In October 2017, we entered into a consent decree to resolve the lawsuit and the compliance advisory. Pursuant to the consent decree, we agreed to implement a variety of operational enhancements, and environmental mitigations and similar projects, including vapor control system modifications and verification, increased inspection and monitoring and installation of tank pressure monitors. While many of those actions are complete, some requirements will continue until the consent decree is terminated.

In addition, as a result of the SRC Acquisition, we are subject to the obligations and requirements of a 2018 Compliance Order on Consent (“COC”) entered into by SRC with CDPHE, applicable to certain SRC oil and gas production facilities. The CDPHE has agreed to revise the COC to make the inspection and monitoring requirements, among others, consistent with those contained in our consent decree.

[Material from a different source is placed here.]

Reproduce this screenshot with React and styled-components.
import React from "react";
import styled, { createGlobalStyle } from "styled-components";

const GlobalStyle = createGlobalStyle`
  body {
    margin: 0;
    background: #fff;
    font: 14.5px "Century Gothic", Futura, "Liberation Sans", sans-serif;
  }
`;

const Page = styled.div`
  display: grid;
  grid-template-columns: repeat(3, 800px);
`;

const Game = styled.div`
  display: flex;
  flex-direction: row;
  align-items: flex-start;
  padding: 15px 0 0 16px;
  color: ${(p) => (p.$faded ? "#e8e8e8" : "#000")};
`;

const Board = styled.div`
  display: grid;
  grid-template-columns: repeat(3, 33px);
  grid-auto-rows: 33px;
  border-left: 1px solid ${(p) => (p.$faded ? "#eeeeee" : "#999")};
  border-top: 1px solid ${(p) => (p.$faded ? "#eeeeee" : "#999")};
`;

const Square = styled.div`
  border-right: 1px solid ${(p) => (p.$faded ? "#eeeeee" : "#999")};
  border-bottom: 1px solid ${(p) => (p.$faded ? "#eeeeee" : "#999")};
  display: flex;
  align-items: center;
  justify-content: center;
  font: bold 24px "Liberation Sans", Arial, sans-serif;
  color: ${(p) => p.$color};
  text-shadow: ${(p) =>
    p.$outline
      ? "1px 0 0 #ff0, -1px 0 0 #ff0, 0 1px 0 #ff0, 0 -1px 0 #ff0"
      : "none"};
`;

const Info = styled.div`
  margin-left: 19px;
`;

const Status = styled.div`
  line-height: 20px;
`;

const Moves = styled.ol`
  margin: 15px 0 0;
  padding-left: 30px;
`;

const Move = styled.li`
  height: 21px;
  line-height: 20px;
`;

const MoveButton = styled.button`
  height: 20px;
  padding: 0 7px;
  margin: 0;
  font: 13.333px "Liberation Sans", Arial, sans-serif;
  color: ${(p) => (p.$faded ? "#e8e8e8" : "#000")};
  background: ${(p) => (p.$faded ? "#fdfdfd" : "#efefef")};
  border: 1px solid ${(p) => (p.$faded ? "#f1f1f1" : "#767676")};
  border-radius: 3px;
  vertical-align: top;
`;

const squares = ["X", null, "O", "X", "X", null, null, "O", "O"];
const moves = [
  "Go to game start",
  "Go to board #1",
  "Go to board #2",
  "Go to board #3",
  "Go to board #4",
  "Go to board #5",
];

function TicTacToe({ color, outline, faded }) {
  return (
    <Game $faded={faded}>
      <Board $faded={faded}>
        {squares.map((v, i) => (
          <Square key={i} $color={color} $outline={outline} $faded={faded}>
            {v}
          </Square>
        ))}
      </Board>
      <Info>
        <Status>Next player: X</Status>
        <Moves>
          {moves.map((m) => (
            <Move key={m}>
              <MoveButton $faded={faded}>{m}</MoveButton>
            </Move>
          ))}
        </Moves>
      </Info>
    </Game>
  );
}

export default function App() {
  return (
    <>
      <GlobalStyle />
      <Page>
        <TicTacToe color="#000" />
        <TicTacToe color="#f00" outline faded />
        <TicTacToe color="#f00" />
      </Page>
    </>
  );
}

Since the consent decree took effect, and more recently was expanded to include the COC, we have timely implemented the various programs that meet its requirements. Over the course of this execution, we have identified certain immaterial deficiencies in our implementation of the programs. We report these immaterial deficiencies to the appropriate authorities and remediate them promptly. We do not believe that the penalties and expenditures associated with the consent decree, including any sanctions associated with these deficiencies, will have a material effect on our financial condition or results of operations, but they may exceed $100,000. Further, we could be the subject of other enforcement actions by regulatory authorities in the future relating to our past, present or future operations.